Parameter-free calculations of lattice dynamics from first principles have achieved significant progress in the past decades, with a wealth of applications in thermodynamics, phase transitions, and transport properties of materials. Current approaches to derive the interatomic force constants (IFCs) of lattice potential become challenging and sometimes infeasible when going beyond third-order anharmonicity, due to the combinatorial explosion in the number of higher-order IFCs. In this work, we present a robust and user-friendly program, Pheasy, which reliably reconstructs the prescribed potential energy surface of crystalline solids via a Taylor expansion of arbitrarily high order.

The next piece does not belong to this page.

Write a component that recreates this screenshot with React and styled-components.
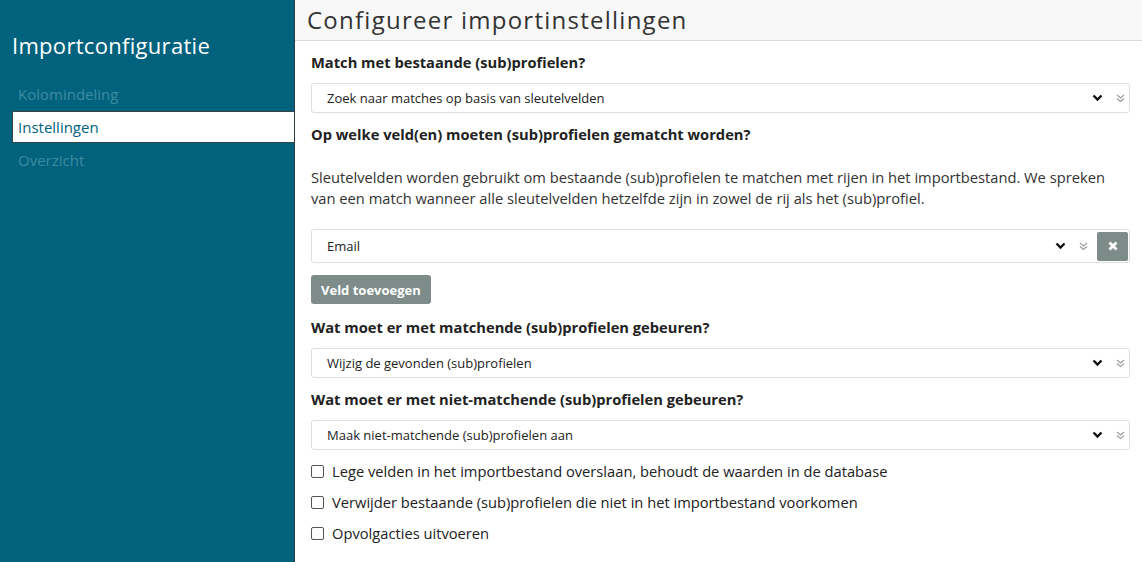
import React from 'react'
import styled, { createGlobalStyle } from 'styled-components'

const GlobalStyle = createGlobalStyle`
    html, body {
        margin: 0;
        padding: 0;
        background: #fff;
        font-family: "Open Sans", "Noto Sans", sans-serif;
        color: #222;
    }
    * { box-sizing: border-box; }
`

const Page = styled.div`
    display: flex;
    height: 562px;
    overflow: hidden;
`

const Sidebar = styled.aside`
    width: 295px;
    flex-shrink: 0;
    background: #00627d;
    border-right: 1px solid #2d3b40;
    padding-top: 29px;
`

const SideTitle = styled.h1`
    margin: 0 0 17px 12px;
    font-size: 22px;
    font-weight: 400;
    line-height: 32px;
    letter-spacing: 0.3px;
    color: #fff;
`

const NavList = styled.ul`
    list-style: none;
    margin: 0;
    padding: 0 0 0 12px;
`

const NavItem = styled.li`
    height: 32px;
    line-height: 31px;
    padding-left: 5px;
    font-size: 15px;
    margin-bottom: 1px;
    color: ${p => (p.$active ? '#00627d' : '#3f8aa1')};
    background: ${p => (p.$active ? '#fff' : 'transparent')};
    border: 1px solid ${p => (p.$active ? '#3a4446' : 'transparent')};
    border-right: none;
`

const Main = styled.main`
    flex: 1;
    min-width: 0;
`

const Header = styled.header`
    height: 41px;
    background: #f8f8f8;
    border-bottom: 1px solid #dcdcdc;
    padding-left: 12px;
`

const PageTitle = styled.h2`
    margin: 0;
    font-size: 24px;
    font-weight: 400;
    line-height: 40px;
    letter-spacing: 1.25px;
    color: #333;
`

const Content = styled.div`
    padding: 11px 12px 0 16px;
`

const Label = styled.div`
    font-size: 14.7px;
    font-weight: 700;
    line-height: 21px;
    color: #222;
    margin-top: ${p => p.$top || 0}px;
`

const Paragraph = styled.p`
    margin: 22px 0 0;
    font-size: 14.7px;
    line-height: 21px;
    color: #333;
`

const SelectBox = styled.div`
    display: flex;
    align-items: center;
    height: ${p => p.$h || 30}px;
    margin-top: ${p => p.$top || 10}px;
    border: 1px solid #dedede;
    border-radius: 3px;
    padding: 0 ${p => (p.$tight ? 1 : 4)}px 0 15px;
    font-size: 13px;
    color: #222;
    background: #fff;
`

const SelectText = styled.span`
    flex: 1;
`

const Icons = styled.span`
    display: flex;
    align-items: center;
    gap: 13px;
    margin-right: ${p => p.$mr || 0}px;
`

const RemoveButton = styled.button`
    width: 31px;
    height: 29px;
    border: none;
    border-radius: 2px;
    background: #7d8c89;
    display: flex;
    align-items: center;
    justify-content: center;
    padding: 0;
`

const AddButton = styled.button`
    display: block;
    margin-top: 12px;
    height: 29px;
    padding: 0 10px;
    border: none;
    border-radius: 3px;
    background: #7d8c89;
    color: #fff;
    font-family: "Open Sans", sans-serif;
    font-size: 13px;
    font-weight: 700;
`

const CheckList = styled.div`
    margin-top: 11px;
    display: flex;
    flex-direction: column;
    gap: 10px;
`

const CheckRow = styled.label`
    display: flex;
    align-items: center;
    gap: 8px;
    font-size: 14.7px;
    line-height: 21px;
    color: #222;
`

const Box = styled.span`
    width: 13px;
    height: 13px;
    border: 1px solid #555;
    border-radius: 2px;
    background: #fff;
`

const Chevron = () => (
    <svg width="11" height="8" viewBox="0 0 11 8">
        <path d="M1.5 1.5 L5.5 5.5 L9.5 1.5" fill="none" stroke="#111" strokeWidth="2.4" />
    </svg>
)

const DoubleChevron = () => (
    <svg width="9" height="9" viewBox="0 0 9 9">
        <path d="M1 1 L4.5 4 L8 1 M1 4.5 L4.5 7.5 L8 4.5" fill="none" stroke="#9a9a9a" strokeWidth="1.1" />
    </svg>
)

const Cross = () => (
    <svg width="10" height="10" viewBox="0 0 10 10">
        <path d="M1.5 1.5 L8.5 8.5 M8.5 1.5 L1.5 8.5" stroke="#fff" strokeWidth="2.8" />
    </svg>
)

function Select({ value, top, children, h, tight, mr }) {
    return (
        <SelectBox $top={top} $h={h} $tight={tight}>
            <SelectText>{value}</SelectText>
            <Icons $mr={mr}>
                <Chevron />
                <DoubleChevron />
            </Icons>
            {children}
        </SelectBox>
    )
}

export default function App() {
    return (
        <Page>
            <GlobalStyle />
            <Sidebar>
                <SideTitle>Importconfiguratie</SideTitle>
                <NavList>
                    <NavItem>Kolomindeling</NavItem>
                    <NavItem $active>Instellingen</NavItem>
                    <NavItem>Overzicht</NavItem>
                </NavList>
            </Sidebar>
            <Main>
                <Header>
                    <PageTitle>Configureer importinstellingen</PageTitle>
                </Header>
                <Content>
                    <Label>Match met bestaande (sub)profielen?</Label>
                    <Select value="Zoek naar matches op basis van sleutelvelden" />

                    <Label $top={11}>Op welke veld(en) moeten (sub)profielen gematcht worden?</Label>
                    <Paragraph>
                        Sleutelvelden worden gebruikt om bestaande (sub)profielen te matchen met rijen in het importbestand. We spreken
                        van een match wanneer alle sleutelvelden hetzelfde zijn in zowel de rij als het (sub)profiel.
                    </Paragraph>
                    <Select value="Email" top={20} h={34} tight mr={9}>
                        <RemoveButton><Cross /></RemoveButton>
                    </Select>
                    <AddButton>Veld toevoegen</AddButton>

                    <Label $top={13}>Wat moet er met matchende (sub)profielen gebeuren?</Label>
                    <Select value="Wijzig de gevonden (sub)profielen" />

                    <Label $top={11}>Wat moet er met niet-matchende (sub)profielen gebeuren?</Label>
                    <Select value="Maak niet-matchende (sub)profielen aan" />

                    <CheckList>
                        <CheckRow><Box />Lege velden in het importbestand overslaan, behoudt de waarden in de database</CheckRow>
                        <CheckRow><Box />Verwijder bestaande (sub)profielen die niet in het importbestand voorkomen</CheckRow>
                        <CheckRow><Box />Opvolgacties uitvoeren</CheckRow>
                    </CheckList>
                </Content>
            </Main>
        </Page>
    )
}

Given force-displacement datasets, the program enables an efficient and accurate extraction of IFCs using advanced machine-learning algorithms, and further calculates a wide range of harmonic and anharmonic phonon related properties. We show in three prototypical examples how the obtained IFCs have been successfully applied to study anharmonic lattice dynamics and thermal transport. Through these detailed benchmarks, we have also identified the optimal approach for IFC extractions and offered general guidelines for high-fidelity lattice-dynamical simulations, addressing the large uncertainties in the IFCs extracted from existing various schemes. Overall, the Pheasy project aims to create a phonon code ecosystem that connects diverse phonon simulation platforms and offers access to the broad research community. This dataset contains essential data for reproducing the main results of this work. It includes optimized crystal structures, pseudopotentials, as well as displaced supercell configurations, and the corresponding interatomic forces from DFT calculations for extracting interatomic force constants.